▶ [What needs to be done]: In your copy, include every line of the listing below exactly but none of the pictures.
++++ Source excerpt
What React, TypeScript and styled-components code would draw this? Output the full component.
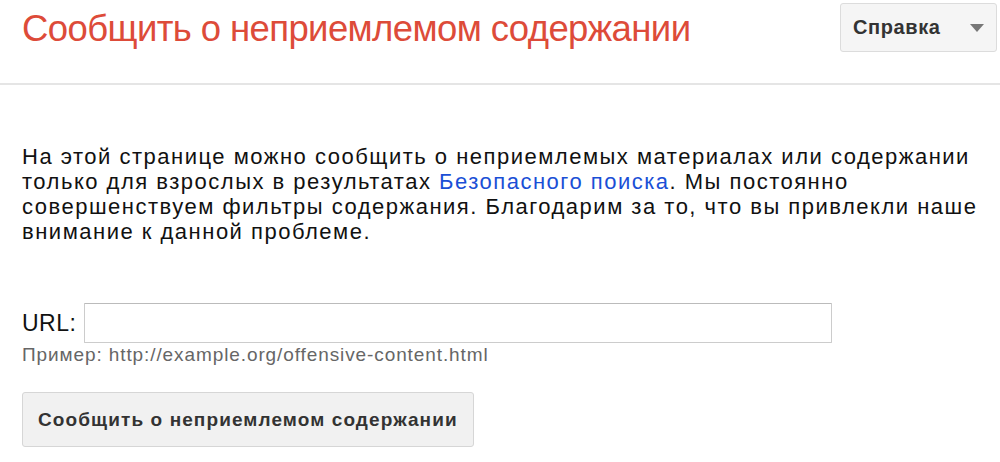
import React from "react"
import styled, { createGlobalStyle } from "styled-components"

const GlobalStyle = createGlobalStyle`
  html, body {
    margin: 0;
    padding: 0;
    background: #fff;
    font-family: "Liberation Sans", Arial, sans-serif;
    color: #222;
  }
`

const Page = styled.div`
  width: 1000px;
  height: 462px;
  overflow: hidden;
`

const Header = styled.header`
  display: flex;
  align-items: flex-start;
  justify-content: space-between;
  height: 83px;
  border-bottom: 2px solid #e5e5e5;
  padding: 0 3px 0 22px;
`

const Title = styled.h1`
  margin: 8px 0 0;
  font-size: 36.5px;
  font-weight: normal;
  color: #dd4b39;
  letter-spacing: -0.6px;
`

const HelpButton = styled.button`
  display: flex;
  align-items: center;
  justify-content: space-between;
  margin-top: 3px;
  width: 157px;
  height: 49px;
  padding: 0 12px 0 12px;
  background: #f5f5f5;
  border: 1px solid #dcdcdc;
  border-radius: 3px;
  font-family: "Liberation Sans", Arial, sans-serif;
  font-size: 20px;
  font-weight: bold;
  letter-spacing: 0.6px;
  color: #333;
`

const Arrow = styled.span`
  width: 0;
  height: 0;
  border-left: 7px solid transparent;
  border-right: 7px solid transparent;
  border-top: 8px solid #777;
`

const Content = styled.main`
  padding: 59px 8px 0 22px;
`

const Intro = styled.p`
  margin: 0;
  font-size: 22px;
  line-height: 25px;
  letter-spacing: 1.5px;
  color: #111;
`

const Link = styled.a`
  color: #1a4fd6;
  text-decoration: none;
`

const Form = styled.form`
  margin-top: 59px;
`

const UrlRow = styled.div`
  display: flex;
  align-items: center;
  gap: 8px;
`

const Label = styled.label`
  font-size: 23px;
  letter-spacing: 0.5px;
  color: #111;
`

const UrlInput = styled.input`
  width: 748px;
  height: 40px;
  box-sizing: border-box;
  border: 1px solid #ccc;
  border-top-color: #bbb;
  border-radius: 1px;
  font-size: 18px;
  padding: 0 8px;
`

const Hint = styled.div`
  margin-top: 1px;
  font-size: 19px;
  line-height: 22px;
  letter-spacing: 0.9px;
  color: #666;
`

const SubmitButton = styled.button`
  margin-top: 26px;
  height: 55px;
  padding: 0 15px;
  background: #f1f1f1;
  border: 1px solid #d6d6d6;
  border-radius: 3px;
  font-family: "Liberation Sans", Arial, sans-serif;
  font-size: 19px;
  font-weight: bold;
  color: #333;
  letter-spacing: 1.1px;
`

export default function App() {
  return (
    <Page>
      <GlobalStyle />
      <Header>
        <Title>Сообщить о неприемлемом содержании</Title>
        <HelpButton type="button">
          Справка
          <Arrow />
        </HelpButton>
      </Header>
      <Content>
        <Intro>
          На этой странице можно сообщить о неприемлемых материалах или содержании
          только для взрослых в результатах <Link href="#">Безопасного поиска</Link>. Мы постоянно
          совершенствуем фильтры содержания. Благодарим за то, что вы привлекли наше
          внимание к данной проблеме.
        </Intro>
        <Form onSubmit={(e) => e.preventDefault()}>
          <UrlRow>
            <Label htmlFor="url">URL:</Label>
            <UrlInput id="url" type="text" />
          </UrlRow>
          <Hint>Пример: http://example.org/offensive-content.html</Hint>
          <SubmitButton type="submit">Сообщить о неприемлемом содержании</SubmitButton>
        </Form>
      </Content>
    </Page>
  )
}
++++++++
▶ [Solution to this task]:
What React, TypeScript and styled-components code would draw this? Output the full component.
import React from "react"
import styled, { createGlobalStyle } from "styled-components"

const GlobalStyle = createGlobalStyle`
  html, body {
    margin: 0;
    padding: 0;
    background: #fff;
    font-family: "Liberation Sans", Arial, sans-serif;
    color: #222;
  }
`

const Page = styled.div`
  width: 1000px;
  height: 462px;
  overflow: hidden;
`

const Header = styled.header`
  display: flex;
  align-items: flex-start;
  justify-content: space-between;
  height: 83px;
  border-bottom: 2px solid #e5e5e5;
  padding: 0 3px 0 22px;
`

const Title = styled.h1`
  margin: 8px 0 0;
  font-size: 36.5px;
  font-weight: normal;
  color: #dd4b39;
  letter-spacing: -0.6px;
`

const HelpButton = styled.button`
  display: flex;
  align-items: center;
  justify-content: space-between;
  margin-top: 3px;
  width: 157px;
  height: 49px;
  padding: 0 12px 0 12px;
  background: #f5f5f5;
  border: 1px solid #dcdcdc;
  border-radius: 3px;
  font-family: "Liberation Sans", Arial, sans-serif;
  font-size: 20px;
  font-weight: bold;
  letter-spacing: 0.6px;
  color: #333;
`

const Arrow = styled.span`
  width: 0;
  height: 0;
  border-left: 7px solid transparent;
  border-right: 7px solid transparent;
  border-top: 8px solid #777;
`

const Content = styled.main`
  padding: 59px 8px 0 22px;
`

const Intro = styled.p`
  margin: 0;
  font-size: 22px;
  line-height: 25px;
  letter-spacing: 1.5px;
  color: #111;
`

const Link = styled.a`
  color: #1a4fd6;
  text-decoration: none;
`

const Form = styled.form`
  margin-top: 59px;
`

const UrlRow = styled.div`
  display: flex;
  align-items: center;
  gap: 8px;
`

const Label = styled.label`
  font-size: 23px;
  letter-spacing: 0.5px;
  color: #111;
`

const UrlInput = styled.input`
  width: 748px;
  height: 40px;
  box-sizing: border-box;
  border: 1px solid #ccc;
  border-top-color: #bbb;
  border-radius: 1px;
  font-size: 18px;
  padding: 0 8px;
`

const Hint = styled.div`
  margin-top: 1px;
  font-size: 19px;
  line-height: 22px;
  letter-spacing: 0.9px;
  color: #666;
`

const SubmitButton = styled.button`
  margin-top: 26px;
  height: 55px;
  padding: 0 15px;
  background: #f1f1f1;
  border: 1px solid #d6d6d6;
  border-radius: 3px;
  font-family: "Liberation Sans", Arial, sans-serif;
  font-size: 19px;
  font-weight: bold;
  color: #333;
  letter-spacing: 1.1px;
`

export default function App() {
  return (
    <Page>
      <GlobalStyle />
      <Header>
        <Title>Сообщить о неприемлемом содержании</Title>
        <HelpButton type="button">
          Справка
          <Arrow />
        </HelpButton>
      </Header>
      <Content>
        <Intro>
          На этой странице можно сообщить о неприемлемых материалах или содержании
          только для взрослых в результатах <Link href="#">Безопасного поиска</Link>. Мы постоянно
          совершенствуем фильтры содержания. Благодарим за то, что вы привлекли наше
          внимание к данной проблеме.
        </Intro>
        <Form onSubmit={(e) => e.preventDefault()}>
          <UrlRow>
            <Label htmlFor="url">URL:</Label>
            <UrlInput id="url" type="text" />
          </UrlRow>
          <Hint>Пример: http://example.org/offensive-content.html</Hint>
          <SubmitButton type="submit">Сообщить о неприемлемом содержании</SubmitButton>
        </Form>
      </Content>
    </Page>
  )
}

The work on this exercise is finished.